Через два-три дня после этого лесопилка возобновила работу, и Розенбаум встал в смену. 27 марта 1931 года в его жизни произошло важное событие — рождение сына. Пользуясь необходимостью сделать для малыша кое-какие покупки, он выехал в Варшаву, где встретился с Корвин-Пиотровским, получил от него разрешение на продолжение наблюдения за Куклевским. Шел апрель, и жена стала торопиться с крестинами сына, решив сделать их в Песках, на «плебании». Для этой цели Розенбаум попросил для себя на лесопилке недельный отпуск и вместе с женой и малют-кой-сыном выехал в Пески. В течение недели ему удалось не только совершить обряд крещения сына, но и понаблюдать за «панэм комендантэм». Итоги этого наблюдения не дали Розенбауму того, чего он ожидал в политическом плане, но они в полной мере «выявили моральное разложение этого типа Куклевского, а также его многочисленные служебные злоупотребления». Обо всем этом частный агент доложил в Варшаву. Корвин-Пиотровский, выплатив ему 500 злотых за представленную информацию, заявил, что все основные действия по отношению к Куклевскому на будущее он берет на себя. Спустя два года Розенбаум узнал, что комендант арестован и осужден на восемь лет. В чем конкретно обвинялся
Куклевский, его не интересовало, но, согласно его собственноручным показаниям в апреле 1941 года, ему было «достоверно известно, что до начала германо-польской войны 1939 года бывший песковский комендант еще находился в Лидской тюрьме».
До лета 1932 года Розенбаум работал сезонно на лесопилке, никуда не выезжал и политической разведкой не занимался. 1 июня завод стал, и Розенбаум по протекции лидского ксендза-префекта Добрского, с братом которого он издавна находился в дружеских отношениях, уже 15 июня получил в Лиде должность чиновника в частной нотариальной конторе Болеслава Чижевского. Жена с ребенком остались в Росси, надеясь приехать к нему, как только он закрепится на работе и найдет подходящую квартиру. В маленьком городке сделать это было отнюдь не просто: узнав о наличии у съемщика семьи с грудным ребенком, домовладельцы сразу же отказывались сдавать ему жилье. Сам же он временно проживал на квартире у одного из коллег по работе. Однажды после безуспешных поисков квартиры у него ночью, во время сна, горлом пошла кровь. Напуганные хозяева отвезли его в больницу и сразу же вызвали к нему жену. Пробыл он в больнице около месяца. Доктор Козубовский, лечивший Розенбаума, при выписке сказал ему, что туберкулеза легких он у него не прослушивает, а потому полагает, что имевшее место кровотечение было «следствием лопнувшего артерио-кровеносного сосуда». После чего порекомендовал больному: горячего не есть, не пить; на солнце не сидеть, поменьше ходить и вообще не утомляться, хотя бы в течение трех месяцев.

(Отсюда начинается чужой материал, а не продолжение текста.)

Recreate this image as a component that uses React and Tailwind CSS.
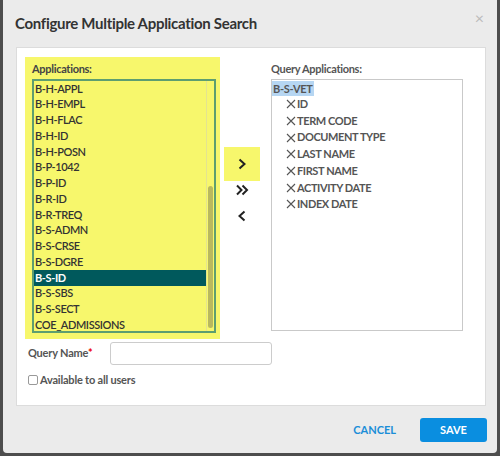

Разумеется, придерживаться такого режима Розенбаум не мог, ибо нотариальная работа для него была новой, а чтобы освоить ее, требовалось много трудиться. Официально его рабочий день начинался с 9 часов утра и заканчивался в 20 часов вечера. Но в реальной жизни сидение в конторе затягивалось до 22–23 часов. При такой загрузке ни о какой политразведке и речи не могло быть. У нотариуса Чижевского Розенбаум проработал до 20 ноября, т. е. до того времени, когда последний сам же предложил своему больному служащему устроить его в ипотеку, где условия для работы будут гораздо лучше, хотя и оплата от этого, естественно, не повысится. Но выбирать особо не приходилось, и с этим решением Розенбаум согласился. Чтобы как-то компенсировать потери в зарплате, он, свободно владея французским, немецким и русским языками, открыл у себя на дому (дабы не платить налоги) нечто наподобие курсов. Так что к нему стали ходить на уроки не только школьники и молодежь, но и офицеры и подхоружие из стоящего неподалеку пехотного полка. Последние преимущественно изучали русский и немецкий языки. Ипотека — курсы, курсы — ипотека: в этой работе прошел для Розенбаума остаток 1932 года и весь 1933 год. Зимой 1933 года умерла в Варшаве мать Розенбаума Каролина Сигизмундовна, урожденная Дюврэ-Куэ.